I'm not sure what it must feel like to have your absence so riotously celebrated by so many millions of people, but I imagine that the billions and billions of dollars that now constitute his retirement fund must be some small consolation. While already pretty rich, it seems that rather than actually trying to defuse the situation, Mubarak may have spent the 18 days of the uprising quietly
funneling his/the Egyptian people's immense wealth into untraceable overseas accounts. So, that's nice. With his removal, the much vaunted military have stepped into the void, which is one of those things that makes you a bit itchy and uneasy as an outside observer, but is still broadly welcomed by the rest of Egypt.
The new leaders issued another of their Communiqués overnight, this one dissolving the current Parliament and setting a more specific timeline for the holding of elections and the implementation of constitutional reform. There is still, as with all these things, much to be done, and much that can go wrong, but for now it remains a remarkable moment of unequivocal good in a world that sees far too few of them.
Meanwhile, the Egyptian people remained on the street across the weekend, this time so as
to clean up the accumulated mess of the last 18 days of protesting. That's right, as one, they returned to the site of their protest and cleaned up after themselves. If only Australia Day could inspire that degree of care amongst our populace.
Algeria and Yemen both saw protest marches on Saturday,
both of which were crushed with reasonable brutality. Not that these movements seem entirely in vain: in Yemen, opposition groups have arranged to meet with the government to discuss a range of concessions pitched up last week, chief amongst them the announcement that the current President will not run at the 2013 election, while in Algeria there has been some mention of ending the emergency law which has been operating for the last 19 years.
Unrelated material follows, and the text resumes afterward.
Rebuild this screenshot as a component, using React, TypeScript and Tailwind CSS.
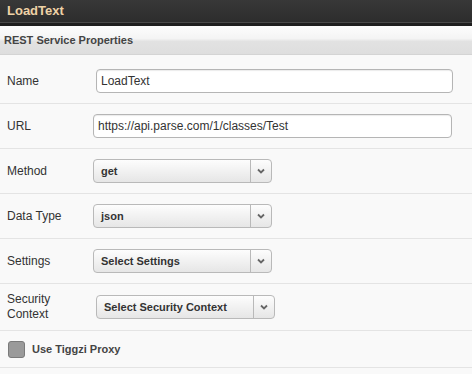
import { ReactNode } from "react";

const FONT = { fontFamily: '"Liberation Sans", Arial, sans-serif' };

function Row({ label, children, className = "" }: { label: ReactNode; children: ReactNode; className?: string }) {
  return (
    <div className={`flex items-center border-b border-[#e4e4e4] pl-[7px] ${className}`}>
      <div className="w-[86px] shrink-0 text-[12px] leading-[15px] text-[#333]">{label}</div>
      {children}
    </div>
  );
}

function TextInput({ value, className = "" }: { value: string; className?: string }) {
  return (
    <div
      className={`h-[24px] rounded-[4px] border border-[#b5b5b5] bg-white px-[4px] text-[12px] leading-[22px] text-[#333] shadow-[inset_0_1px_1px_rgba(0,0,0,0.08)] ${className}`}
    >
      {value}
    </div>
  );
}

function Select({ value, className = "" }: { value: string; className?: string }) {
  return (
    <div
      className={`flex h-[24px] w-[179px] rounded-[4px] border border-[#b9b9b9] bg-gradient-to-b from-[#fdfdfd] to-[#e6e6e6] text-[11px] font-bold text-[#333] ${className}`}
    >
      <div className="flex-1 pl-[7px] leading-[22px]">{value}</div>
      <div className="flex w-[21px] items-center justify-center border-l border-[#b9b9b9]">
        <svg width="8" height="6" viewBox="0 0 8 6">
          <path d="M1 1.5 L4 4.5 L7 1.5" fill="none" stroke="#666" strokeWidth="1.8" />
        </svg>
      </div>
    </div>
  );
}

export default function App() {
  return (
    <div className="h-[374px] w-[472px] overflow-hidden bg-[#f9f9f9]" style={FONT}>
      {/* title bar */}
      <div className="h-[26px] border-b-[3px] border-[#1f1f1f] bg-gradient-to-b from-[#383838] to-[#2c2c2c] shadow-[inset_0_-1px_0_#4a4a4a]">
        <div className="pl-[7px] pt-[3px] text-[13px] font-bold leading-[16px] text-[#efd2a6]">LoadText</div>
      </div>

      {/* section header */}
      <div className="h-[29px] border-b border-[#d4d4d4] bg-[linear-gradient(#fdfdfd,#f4f4f4_45%,#e2e2e2_55%,#dedede)] pl-[4px] text-[11px] font-bold leading-[28px] text-[#444]">
        REST Service Properties
      </div>

      <Row label="Name" className="h-[49px] pt-[4px]">
        <TextInput value="LoadText" className="ml-[3px] w-[357px]" />
      </Row>
      <Row label="URL" className="h-[45px]">
        <TextInput value="https://api.parse.com/1/classes/Test" className="w-[359px]" />
      </Row>
      <Row label="Method" className="h-[45px]">
        <Select value="get" />
      </Row>
      <Row label="Data Type" className="h-[45px]">
        <Select value="json" />
      </Row>
      <Row label="Settings" className="h-[45px]">
        <Select value="Select Settings" />
      </Row>
      <Row label={<>Security<br />Context</>} className="h-[47px]">
        <Select value="Select Security Context" className="ml-[3px]" />
      </Row>
      <div className="flex h-[37px] items-center gap-[7px] border-b border-[#e4e4e4] pl-[8px]">
        <div className="h-[17px] w-[17px] rounded-[3px] border border-[#7a7a7a] bg-[#9a9a9a]" />
        <span className="text-[11px] font-bold text-[#444]">Use Tiggzi Proxy</span>
      </div>
    </div>
  );
}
However, such law has not yet been revoked, and it was used on Saturday to arrest hundreds of protesters.
Features
An article in the Globe and Mail about Egypt and being
reminded what the concept of revolution - of its hopes and fears and opportunities and disasters - stands for. A stirring account of humanity's sometimes misguided passion for overthrow and reconstruction.
The fascinating story of a woman's search for the killer of her father, and the shady world of the mafia, casinos and Native American reservations it led her to.
Oddities/Curiosities
With another despotic leader being quietly removed to the outside world, presumably to spend his days on a beach somewhere drinking cocktails out of gold-plated coconuts, Crikey has compiled
a handy list of recently removed dictators, their current locations and the amount of ill-gotten money they're frittering away on gold-plated coconuts.
If you're anything like me, you both love the internet and presume that it is, these days, as capable of being killed as is space itself. However, researchers in Minnesota have discovered that
you could conceivably take the entire Internet down with as few as 250 000 remotely networked computers. Which, to the average consumer, does seem like a lot of computers, but when you consider that
the world just passed the 4.3 billion internet connections mark last week, securing that many doesn't seem entirely unreasonable. I'd say this has a 50-50 chance of being done by terrorists/rogue states or a coalition of old folk who just really, really want things to go back to how they were.
Video
A beautiful and emotive sequence of images and interviews from the aftermath of Mubarak's resignation.
The raw emotion and sense of pride recaptured is quite moving.